A tribute to the legendary Doug Anakin
Letter to the Editor
When I first heard the news that Doug Anakin had died, I was deeply saddened of course, but also, I’m supposing like many others, there was some feeling of disbelief, in that one always had the impression that Doug would somehow keep going forever. He just had that aura; of someone that even time couldn’t possibly stop.
I think I first met Doug over 20 years ago when I first arrived in the Columbia Valley, and it was one of those magical days of very early winter when the lake freezes over just about perfectly. I had strapped on my long blade skates and headed towards Fairmont down the middle of the lake. Somewhere en route, I met Doug decked out in a faded red parka with some sort of ancient life jacket on top, coming back from the south part of the lake.
He had the biggest smile and an unabashed enthusiasm for talking about just how great it was to be out there skating, and how he was considering ‘doing another lap’ round the lake as it was such a beautiful day.

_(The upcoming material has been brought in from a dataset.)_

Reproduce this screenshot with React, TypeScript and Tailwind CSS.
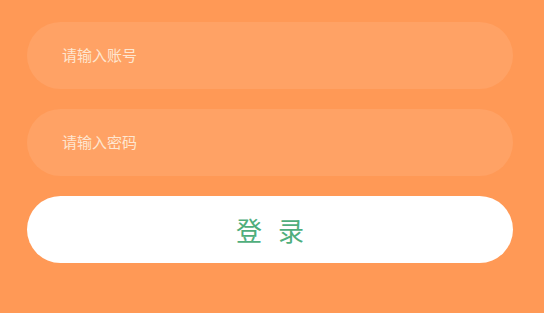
import React from "react";

export default function App() {
  return (
    <div
      className="w-[544px] h-[313px] bg-[#ff9956] pt-[22px] pl-[27px] pr-[31px] flex flex-col gap-[20px]"
      style={{ fontFamily: '"Noto Sans CJK SC", "Noto Sans", sans-serif' }}
    >
      <div className="h-[67px] rounded-full bg-[#ffa265] flex items-center pl-[35px] pb-[1px] text-[15px] text-[#fee6d0]">
        请输入账号
      </div>
      <div className="h-[67px] rounded-full bg-[#ffa265] flex items-center pl-[35px] pb-[1px] text-[15px] text-[#fee6d0]">
        请输入密码
      </div>
      <div className="h-[67px] rounded-full bg-white flex items-center justify-center gap-[16px] text-[26px] text-[#4fae7c]">
        <span>登</span>
        <span>录</span>
      </div>
    </div>
  );
}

It wasn’t long over the following months and years to keep running into Doug in various places about the valley: on the lake skating, on the Nordic trails skiing, up at Panorama shredding his umpteenth run of the day. On the biking trails, on the hiking trails, in the pool doing laps. And always, always with a big smile, an unbridled enthusiasm for being out there exercising, and a willingness to stop and chat for a bit before eagerly taking off to resume his activity, as he usually had explained there was already a next one planned for later in the day, and he had to keep going to keep on his schedule.
I soon came to realize that if I was meeting Doug spontaneously ‘out there’ in all these differing valley places, usually more than a few times a season, then I must be doing something right, as this clearly was a fellow who we all aspired to do at least a fraction of his outdoor pursuits.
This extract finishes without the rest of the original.